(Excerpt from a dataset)
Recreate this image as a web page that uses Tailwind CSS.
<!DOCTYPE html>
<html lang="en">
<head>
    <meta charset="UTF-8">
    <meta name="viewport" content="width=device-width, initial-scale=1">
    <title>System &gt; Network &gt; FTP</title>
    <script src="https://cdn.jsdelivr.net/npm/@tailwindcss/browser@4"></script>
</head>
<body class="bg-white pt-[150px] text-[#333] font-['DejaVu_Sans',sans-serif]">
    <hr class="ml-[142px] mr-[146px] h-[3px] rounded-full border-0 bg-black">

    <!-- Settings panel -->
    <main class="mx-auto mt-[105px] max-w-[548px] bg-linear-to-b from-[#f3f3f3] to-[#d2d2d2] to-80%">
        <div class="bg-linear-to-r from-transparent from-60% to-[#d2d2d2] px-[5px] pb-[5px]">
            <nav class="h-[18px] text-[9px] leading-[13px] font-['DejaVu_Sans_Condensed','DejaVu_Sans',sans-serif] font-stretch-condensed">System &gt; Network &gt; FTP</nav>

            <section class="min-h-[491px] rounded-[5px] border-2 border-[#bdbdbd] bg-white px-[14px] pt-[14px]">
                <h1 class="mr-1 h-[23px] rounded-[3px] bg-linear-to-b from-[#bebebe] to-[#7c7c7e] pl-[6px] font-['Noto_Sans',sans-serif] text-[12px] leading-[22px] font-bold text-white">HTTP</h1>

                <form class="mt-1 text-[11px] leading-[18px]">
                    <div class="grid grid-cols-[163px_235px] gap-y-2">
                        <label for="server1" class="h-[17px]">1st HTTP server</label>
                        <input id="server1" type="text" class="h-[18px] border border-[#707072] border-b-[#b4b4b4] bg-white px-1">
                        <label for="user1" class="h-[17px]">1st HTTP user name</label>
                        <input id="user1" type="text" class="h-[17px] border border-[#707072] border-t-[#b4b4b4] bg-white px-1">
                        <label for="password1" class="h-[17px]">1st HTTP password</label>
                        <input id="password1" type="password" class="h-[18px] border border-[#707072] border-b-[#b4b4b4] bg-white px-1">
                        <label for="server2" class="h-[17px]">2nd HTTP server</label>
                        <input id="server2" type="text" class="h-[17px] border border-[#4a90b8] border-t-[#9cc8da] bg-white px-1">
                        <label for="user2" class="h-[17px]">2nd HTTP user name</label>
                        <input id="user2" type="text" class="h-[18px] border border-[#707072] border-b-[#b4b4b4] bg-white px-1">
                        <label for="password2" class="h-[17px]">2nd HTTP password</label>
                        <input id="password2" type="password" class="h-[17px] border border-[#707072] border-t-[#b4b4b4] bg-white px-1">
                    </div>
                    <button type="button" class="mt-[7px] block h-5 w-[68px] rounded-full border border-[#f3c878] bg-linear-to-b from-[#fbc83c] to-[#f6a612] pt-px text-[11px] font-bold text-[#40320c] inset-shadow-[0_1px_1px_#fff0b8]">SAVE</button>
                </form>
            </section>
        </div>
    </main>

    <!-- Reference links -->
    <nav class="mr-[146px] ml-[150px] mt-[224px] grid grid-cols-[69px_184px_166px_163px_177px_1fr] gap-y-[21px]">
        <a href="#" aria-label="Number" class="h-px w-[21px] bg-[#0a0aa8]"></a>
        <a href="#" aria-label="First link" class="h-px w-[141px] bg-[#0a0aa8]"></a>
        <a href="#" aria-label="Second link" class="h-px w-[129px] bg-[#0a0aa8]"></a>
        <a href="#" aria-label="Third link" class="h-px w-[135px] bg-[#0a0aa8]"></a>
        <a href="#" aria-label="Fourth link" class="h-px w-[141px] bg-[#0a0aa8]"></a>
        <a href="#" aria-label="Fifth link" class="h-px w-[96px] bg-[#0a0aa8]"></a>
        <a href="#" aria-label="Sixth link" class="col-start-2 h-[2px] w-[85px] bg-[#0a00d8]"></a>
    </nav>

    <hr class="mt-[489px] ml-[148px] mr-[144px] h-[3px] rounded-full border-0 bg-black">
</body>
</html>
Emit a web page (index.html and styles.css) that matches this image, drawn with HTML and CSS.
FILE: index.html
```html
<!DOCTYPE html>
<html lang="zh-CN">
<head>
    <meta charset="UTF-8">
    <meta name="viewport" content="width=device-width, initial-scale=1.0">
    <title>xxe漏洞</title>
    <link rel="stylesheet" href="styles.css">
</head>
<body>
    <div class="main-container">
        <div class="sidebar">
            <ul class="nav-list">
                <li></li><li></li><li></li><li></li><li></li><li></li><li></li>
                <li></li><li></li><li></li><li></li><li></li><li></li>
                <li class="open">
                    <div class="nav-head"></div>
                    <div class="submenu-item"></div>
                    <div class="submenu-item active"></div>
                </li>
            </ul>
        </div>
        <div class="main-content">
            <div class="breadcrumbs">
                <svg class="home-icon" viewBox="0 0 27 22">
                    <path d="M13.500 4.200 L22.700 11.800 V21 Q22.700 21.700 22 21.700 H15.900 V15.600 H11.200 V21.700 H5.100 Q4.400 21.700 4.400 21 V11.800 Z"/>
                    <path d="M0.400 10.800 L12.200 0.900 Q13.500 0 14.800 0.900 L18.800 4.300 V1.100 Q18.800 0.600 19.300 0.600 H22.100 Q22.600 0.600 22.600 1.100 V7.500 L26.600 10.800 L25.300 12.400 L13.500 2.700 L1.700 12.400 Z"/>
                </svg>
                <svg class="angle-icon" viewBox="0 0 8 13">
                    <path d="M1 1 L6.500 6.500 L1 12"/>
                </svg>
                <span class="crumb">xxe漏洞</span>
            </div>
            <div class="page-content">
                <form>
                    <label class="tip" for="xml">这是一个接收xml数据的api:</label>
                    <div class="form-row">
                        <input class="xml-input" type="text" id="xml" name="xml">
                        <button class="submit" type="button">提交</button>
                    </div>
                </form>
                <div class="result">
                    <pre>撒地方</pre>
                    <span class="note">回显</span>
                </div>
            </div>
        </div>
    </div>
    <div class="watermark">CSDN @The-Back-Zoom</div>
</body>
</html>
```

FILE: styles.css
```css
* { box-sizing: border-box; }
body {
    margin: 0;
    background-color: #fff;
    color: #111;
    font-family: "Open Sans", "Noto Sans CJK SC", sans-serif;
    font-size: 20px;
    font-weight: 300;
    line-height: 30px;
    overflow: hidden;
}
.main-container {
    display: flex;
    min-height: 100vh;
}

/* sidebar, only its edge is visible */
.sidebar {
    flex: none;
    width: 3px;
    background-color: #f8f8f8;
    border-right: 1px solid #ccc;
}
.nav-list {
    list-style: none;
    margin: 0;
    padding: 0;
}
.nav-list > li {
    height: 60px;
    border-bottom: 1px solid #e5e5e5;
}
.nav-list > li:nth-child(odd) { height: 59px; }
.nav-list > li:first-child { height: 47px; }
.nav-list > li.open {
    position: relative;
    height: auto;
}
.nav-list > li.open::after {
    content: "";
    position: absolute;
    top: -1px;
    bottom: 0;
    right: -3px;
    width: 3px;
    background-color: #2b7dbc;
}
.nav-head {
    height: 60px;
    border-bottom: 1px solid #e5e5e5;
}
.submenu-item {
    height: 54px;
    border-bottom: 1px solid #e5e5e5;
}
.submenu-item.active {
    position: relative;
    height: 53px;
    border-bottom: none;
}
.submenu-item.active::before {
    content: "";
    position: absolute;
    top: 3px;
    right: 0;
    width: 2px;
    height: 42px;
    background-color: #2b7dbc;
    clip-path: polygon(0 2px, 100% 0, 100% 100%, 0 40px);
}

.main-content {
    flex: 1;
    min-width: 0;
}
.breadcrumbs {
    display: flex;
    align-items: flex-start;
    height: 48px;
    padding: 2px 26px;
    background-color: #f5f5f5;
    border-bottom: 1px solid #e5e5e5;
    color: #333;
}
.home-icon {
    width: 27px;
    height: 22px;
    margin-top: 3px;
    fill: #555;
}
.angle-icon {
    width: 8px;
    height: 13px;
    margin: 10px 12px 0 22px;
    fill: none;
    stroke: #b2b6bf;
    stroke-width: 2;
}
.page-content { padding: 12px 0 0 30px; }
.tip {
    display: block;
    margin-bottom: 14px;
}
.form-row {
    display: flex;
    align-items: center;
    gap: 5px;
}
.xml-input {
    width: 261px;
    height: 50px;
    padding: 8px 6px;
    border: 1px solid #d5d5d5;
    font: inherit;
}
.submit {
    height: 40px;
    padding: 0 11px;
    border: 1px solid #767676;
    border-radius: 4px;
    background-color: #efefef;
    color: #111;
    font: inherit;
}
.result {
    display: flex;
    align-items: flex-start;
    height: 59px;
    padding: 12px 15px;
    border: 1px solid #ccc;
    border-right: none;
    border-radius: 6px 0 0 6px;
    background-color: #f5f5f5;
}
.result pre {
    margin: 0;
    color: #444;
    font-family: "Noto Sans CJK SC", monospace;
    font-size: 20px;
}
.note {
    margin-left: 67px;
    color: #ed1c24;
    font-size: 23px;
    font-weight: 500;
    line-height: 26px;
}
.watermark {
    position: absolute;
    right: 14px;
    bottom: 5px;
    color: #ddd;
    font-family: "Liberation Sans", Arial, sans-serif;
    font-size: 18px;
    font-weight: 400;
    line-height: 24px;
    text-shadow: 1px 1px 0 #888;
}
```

▸ **Your task**
From the top of the listing above, restate each line word for word up to and including the line with "h-[23px] rounded-[3px] bg-linear-to-b"; add nothing else.

▸ **Complete output**
Recreate this image as a web page that uses Tailwind CSS.
<!DOCTYPE html>
<html lang="en">
<head>
    <meta charset="UTF-8">
    <meta name="viewport" content="width=device-width, initial-scale=1">
    <title>System &gt; Network &gt; FTP</title>
    <script src="https://cdn.jsdelivr.net/npm/@tailwindcss/browser@4"></script>
</head>
<body class="bg-white pt-[150px] text-[#333] font-['DejaVu_Sans',sans-serif]">
    <hr class="ml-[142px] mr-[146px] h-[3px] rounded-full border-0 bg-black">

    <!-- Settings panel -->
    <main class="mx-auto mt-[105px] max-w-[548px] bg-linear-to-b from-[#f3f3f3] to-[#d2d2d2] to-80%">
        <div class="bg-linear-to-r from-transparent from-60% to-[#d2d2d2] px-[5px] pb-[5px]">
            <nav class="h-[18px] text-[9px] leading-[13px] font-['DejaVu_Sans_Condensed','DejaVu_Sans',sans-serif] font-stretch-condensed">System &gt; Network &gt; FTP</nav>

            <section class="min-h-[491px] rounded-[5px] border-2 border-[#bdbdbd] bg-white px-[14px] pt-[14px]">
                <h1 class="mr-1 h-[23px] rounded-[3px] bg-linear-to-b from-[#bebebe] to-[#7c7c7e] pl-[6px] font-['Noto_Sans',sans-serif] text-[12px] leading-[22px] font-bold text-white">HTTP</h1>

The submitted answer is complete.